Tree's, alot of things are like tree's love, friendship and quite frankly happiness. Why are these things like tree's? well tree's grow and grow and grow they become bigger, stronger more capable and more often then not a person will come along and notice that too notice how capable and strong it is and then one axe swing at a time that tree will fall down and be cut up into small pieces and thrown in a fireplace.. that is why alot of things are like tree's I had typed that same paragraph continuously I would almost every time hold backspace until nothing remained, and then I would alter it and write it down again and then backspace it into oblivion over and over again. It was at 2 a.m after almost two hours of this I remembered that once Albert Einstein defined insanity as  doing something over and over again but expecting a different result and so I wrote it out a final time still unhappy with the outcome I turned off the laptop and lay in the darkness. awake and unafraid, or so I tried to pretend.

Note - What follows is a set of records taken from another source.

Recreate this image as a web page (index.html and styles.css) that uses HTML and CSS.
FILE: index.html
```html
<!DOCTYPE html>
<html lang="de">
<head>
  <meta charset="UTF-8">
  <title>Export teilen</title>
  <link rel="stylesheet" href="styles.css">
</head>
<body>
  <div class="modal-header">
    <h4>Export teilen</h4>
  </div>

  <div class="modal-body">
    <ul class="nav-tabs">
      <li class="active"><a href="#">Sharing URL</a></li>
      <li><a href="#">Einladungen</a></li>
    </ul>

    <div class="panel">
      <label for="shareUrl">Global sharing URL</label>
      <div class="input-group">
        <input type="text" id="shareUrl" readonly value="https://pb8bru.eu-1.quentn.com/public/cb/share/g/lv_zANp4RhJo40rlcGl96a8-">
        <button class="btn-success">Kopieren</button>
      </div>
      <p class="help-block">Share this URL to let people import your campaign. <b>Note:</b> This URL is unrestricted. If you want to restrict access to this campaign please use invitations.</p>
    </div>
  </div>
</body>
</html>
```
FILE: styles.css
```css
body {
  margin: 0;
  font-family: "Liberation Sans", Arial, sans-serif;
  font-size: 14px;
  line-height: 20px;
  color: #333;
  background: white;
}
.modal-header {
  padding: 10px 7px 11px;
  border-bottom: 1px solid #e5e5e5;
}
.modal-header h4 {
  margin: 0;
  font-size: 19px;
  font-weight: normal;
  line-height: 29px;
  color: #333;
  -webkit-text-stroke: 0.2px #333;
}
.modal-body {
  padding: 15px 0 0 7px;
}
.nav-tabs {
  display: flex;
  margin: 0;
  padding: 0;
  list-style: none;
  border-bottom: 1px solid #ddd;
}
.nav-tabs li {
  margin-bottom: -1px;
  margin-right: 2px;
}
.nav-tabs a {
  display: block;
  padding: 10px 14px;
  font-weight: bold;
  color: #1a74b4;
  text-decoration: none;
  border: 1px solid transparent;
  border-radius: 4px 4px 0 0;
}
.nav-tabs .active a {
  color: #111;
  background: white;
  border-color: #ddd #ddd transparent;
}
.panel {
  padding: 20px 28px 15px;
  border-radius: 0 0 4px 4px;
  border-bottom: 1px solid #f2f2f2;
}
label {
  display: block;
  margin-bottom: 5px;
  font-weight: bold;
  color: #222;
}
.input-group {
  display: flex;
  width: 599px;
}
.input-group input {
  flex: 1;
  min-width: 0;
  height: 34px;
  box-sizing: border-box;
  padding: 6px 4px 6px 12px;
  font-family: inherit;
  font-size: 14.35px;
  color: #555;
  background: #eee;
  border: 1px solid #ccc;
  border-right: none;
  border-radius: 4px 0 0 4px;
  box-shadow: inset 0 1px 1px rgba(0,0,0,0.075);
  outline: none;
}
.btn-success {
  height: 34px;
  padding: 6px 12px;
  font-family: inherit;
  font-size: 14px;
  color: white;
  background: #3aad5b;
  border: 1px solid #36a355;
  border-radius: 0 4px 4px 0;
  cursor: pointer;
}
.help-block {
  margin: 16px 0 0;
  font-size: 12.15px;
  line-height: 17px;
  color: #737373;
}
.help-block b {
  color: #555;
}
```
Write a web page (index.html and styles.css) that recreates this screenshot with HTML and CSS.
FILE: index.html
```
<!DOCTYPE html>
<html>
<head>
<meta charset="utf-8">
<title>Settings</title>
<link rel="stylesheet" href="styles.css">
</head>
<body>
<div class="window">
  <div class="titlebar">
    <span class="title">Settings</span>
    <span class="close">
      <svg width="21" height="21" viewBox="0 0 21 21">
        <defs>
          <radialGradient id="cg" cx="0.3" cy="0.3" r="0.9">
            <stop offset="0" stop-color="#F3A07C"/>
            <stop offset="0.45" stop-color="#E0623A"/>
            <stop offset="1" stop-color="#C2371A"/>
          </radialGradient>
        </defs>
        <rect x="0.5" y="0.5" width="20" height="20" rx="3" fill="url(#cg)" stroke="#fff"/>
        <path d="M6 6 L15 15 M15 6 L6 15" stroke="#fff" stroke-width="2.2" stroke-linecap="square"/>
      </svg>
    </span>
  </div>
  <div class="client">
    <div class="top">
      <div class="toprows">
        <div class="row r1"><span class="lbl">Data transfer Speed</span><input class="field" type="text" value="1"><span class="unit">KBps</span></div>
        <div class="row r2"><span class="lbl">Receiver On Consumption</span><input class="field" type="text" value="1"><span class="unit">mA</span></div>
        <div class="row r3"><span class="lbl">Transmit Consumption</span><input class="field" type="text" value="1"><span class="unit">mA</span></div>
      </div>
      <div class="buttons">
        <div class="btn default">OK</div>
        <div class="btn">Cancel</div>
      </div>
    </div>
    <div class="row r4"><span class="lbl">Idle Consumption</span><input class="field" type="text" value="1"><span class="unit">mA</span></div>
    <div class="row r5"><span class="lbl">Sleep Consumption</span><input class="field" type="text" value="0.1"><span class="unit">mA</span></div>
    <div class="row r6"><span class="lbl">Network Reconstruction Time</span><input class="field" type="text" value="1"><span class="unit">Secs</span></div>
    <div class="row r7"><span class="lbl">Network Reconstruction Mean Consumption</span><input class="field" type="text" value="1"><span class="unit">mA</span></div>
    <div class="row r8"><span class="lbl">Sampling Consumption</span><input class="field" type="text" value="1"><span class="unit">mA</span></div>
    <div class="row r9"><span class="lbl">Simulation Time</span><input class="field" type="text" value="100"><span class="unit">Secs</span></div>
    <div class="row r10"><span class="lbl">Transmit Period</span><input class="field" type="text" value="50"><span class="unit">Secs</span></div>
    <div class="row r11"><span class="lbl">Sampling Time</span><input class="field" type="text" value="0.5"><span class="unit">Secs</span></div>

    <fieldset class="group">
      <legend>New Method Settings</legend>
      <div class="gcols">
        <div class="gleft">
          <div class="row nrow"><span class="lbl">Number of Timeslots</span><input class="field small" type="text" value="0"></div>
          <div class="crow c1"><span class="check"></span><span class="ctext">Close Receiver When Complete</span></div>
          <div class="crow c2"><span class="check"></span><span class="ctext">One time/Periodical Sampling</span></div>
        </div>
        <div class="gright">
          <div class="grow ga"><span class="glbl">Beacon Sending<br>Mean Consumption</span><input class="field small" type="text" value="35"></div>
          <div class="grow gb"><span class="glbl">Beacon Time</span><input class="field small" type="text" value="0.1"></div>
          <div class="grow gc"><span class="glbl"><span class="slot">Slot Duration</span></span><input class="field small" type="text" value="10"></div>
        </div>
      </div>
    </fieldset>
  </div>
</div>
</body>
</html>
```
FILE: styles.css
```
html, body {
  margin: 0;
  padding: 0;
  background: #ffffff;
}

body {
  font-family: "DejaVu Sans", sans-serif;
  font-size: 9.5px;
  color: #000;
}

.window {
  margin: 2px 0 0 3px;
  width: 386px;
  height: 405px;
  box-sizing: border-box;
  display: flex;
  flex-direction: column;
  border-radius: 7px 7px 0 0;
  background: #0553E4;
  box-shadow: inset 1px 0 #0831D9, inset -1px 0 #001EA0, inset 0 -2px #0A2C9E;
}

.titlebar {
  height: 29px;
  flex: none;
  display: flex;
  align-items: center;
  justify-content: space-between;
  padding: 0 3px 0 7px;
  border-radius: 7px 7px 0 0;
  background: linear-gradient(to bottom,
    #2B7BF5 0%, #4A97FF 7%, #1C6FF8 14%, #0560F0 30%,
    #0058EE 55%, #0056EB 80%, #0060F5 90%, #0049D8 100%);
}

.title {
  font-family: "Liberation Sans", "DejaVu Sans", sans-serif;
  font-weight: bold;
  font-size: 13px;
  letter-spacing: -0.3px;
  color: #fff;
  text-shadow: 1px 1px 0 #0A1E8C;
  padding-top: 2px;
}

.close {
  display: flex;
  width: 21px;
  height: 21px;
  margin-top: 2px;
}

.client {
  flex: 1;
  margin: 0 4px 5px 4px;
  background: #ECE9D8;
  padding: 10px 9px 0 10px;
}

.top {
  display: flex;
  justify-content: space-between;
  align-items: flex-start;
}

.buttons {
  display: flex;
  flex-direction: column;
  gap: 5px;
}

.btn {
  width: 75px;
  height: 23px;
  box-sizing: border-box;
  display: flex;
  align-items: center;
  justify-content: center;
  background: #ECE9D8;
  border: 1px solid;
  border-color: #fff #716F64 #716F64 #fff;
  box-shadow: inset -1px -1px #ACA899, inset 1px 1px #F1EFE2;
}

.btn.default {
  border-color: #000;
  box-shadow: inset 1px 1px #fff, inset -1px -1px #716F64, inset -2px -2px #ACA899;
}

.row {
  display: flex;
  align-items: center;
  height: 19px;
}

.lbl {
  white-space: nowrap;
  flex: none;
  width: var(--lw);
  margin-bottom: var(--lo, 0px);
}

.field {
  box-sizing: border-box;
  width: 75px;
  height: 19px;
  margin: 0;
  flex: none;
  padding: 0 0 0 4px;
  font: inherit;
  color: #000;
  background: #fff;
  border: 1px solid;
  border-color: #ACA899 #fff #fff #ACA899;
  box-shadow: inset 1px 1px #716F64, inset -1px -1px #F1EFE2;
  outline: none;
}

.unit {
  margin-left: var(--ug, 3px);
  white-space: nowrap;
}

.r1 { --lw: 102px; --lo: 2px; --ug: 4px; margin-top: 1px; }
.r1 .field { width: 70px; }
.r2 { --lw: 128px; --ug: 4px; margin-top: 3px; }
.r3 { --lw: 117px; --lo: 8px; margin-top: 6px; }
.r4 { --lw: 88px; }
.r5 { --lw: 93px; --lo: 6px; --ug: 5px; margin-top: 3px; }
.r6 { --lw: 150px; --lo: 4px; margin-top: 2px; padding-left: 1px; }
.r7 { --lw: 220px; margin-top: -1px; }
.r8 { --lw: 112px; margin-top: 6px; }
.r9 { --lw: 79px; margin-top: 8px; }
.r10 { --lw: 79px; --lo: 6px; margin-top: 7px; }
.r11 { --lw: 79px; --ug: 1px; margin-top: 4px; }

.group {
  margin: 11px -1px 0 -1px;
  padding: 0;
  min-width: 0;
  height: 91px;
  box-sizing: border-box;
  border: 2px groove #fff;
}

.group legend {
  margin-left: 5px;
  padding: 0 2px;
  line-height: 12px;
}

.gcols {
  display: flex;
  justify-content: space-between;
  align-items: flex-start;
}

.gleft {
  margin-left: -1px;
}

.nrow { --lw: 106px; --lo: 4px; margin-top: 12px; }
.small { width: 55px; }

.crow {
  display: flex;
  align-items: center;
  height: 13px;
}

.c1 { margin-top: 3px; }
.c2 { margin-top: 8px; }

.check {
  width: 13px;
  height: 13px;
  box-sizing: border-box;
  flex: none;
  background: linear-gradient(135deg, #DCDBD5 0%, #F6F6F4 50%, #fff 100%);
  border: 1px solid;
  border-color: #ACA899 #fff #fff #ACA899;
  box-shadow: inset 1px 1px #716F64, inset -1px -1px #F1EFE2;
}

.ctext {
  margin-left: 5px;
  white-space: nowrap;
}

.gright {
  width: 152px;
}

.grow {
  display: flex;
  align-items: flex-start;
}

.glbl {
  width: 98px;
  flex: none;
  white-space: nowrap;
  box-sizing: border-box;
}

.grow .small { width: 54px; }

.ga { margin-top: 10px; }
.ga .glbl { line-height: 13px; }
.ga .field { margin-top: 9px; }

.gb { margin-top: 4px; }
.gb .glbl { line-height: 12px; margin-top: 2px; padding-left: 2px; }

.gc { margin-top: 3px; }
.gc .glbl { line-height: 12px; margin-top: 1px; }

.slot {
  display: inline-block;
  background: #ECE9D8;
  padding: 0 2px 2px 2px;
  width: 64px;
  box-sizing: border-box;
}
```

When I was six I used to fear the dark intently, some people don't know why the dark is the most terrifying thing there ever could be. In the complete darkness I can't see the black widow spider that crawls inches from my wrist. My pumping veins, my scarred pumping veins, my veins, my lifeline. In the dark I can't see the man with a knife inches from my heart. In a child's mind the neighbour's cat's screeching outside in their garden becomes a hungry Bengal tiger searching for a sizeable meal. In the dark for a child the wind blowing through the halls outside their bedroom is a moaning ghost. The dark there is something about darkness.....

I woke up at 8:50 exactly. A male nurse walked in (Hot as fuck) he handed me my medication and left. I could of hidden these pills underneath the mattress for the next few days and take them at once (Stephen King's Misery style). It probably wouldn't do enough to do anything and was extremely flawed but still an idea. I took them. and relaxed. these pills made me feel sluggish blunt and sadly I don't know. Frank Frank crossed my mind. His eyes and hair, that smile, that fucking smile. Frank well, he questioned my determination to be wholly unhappy.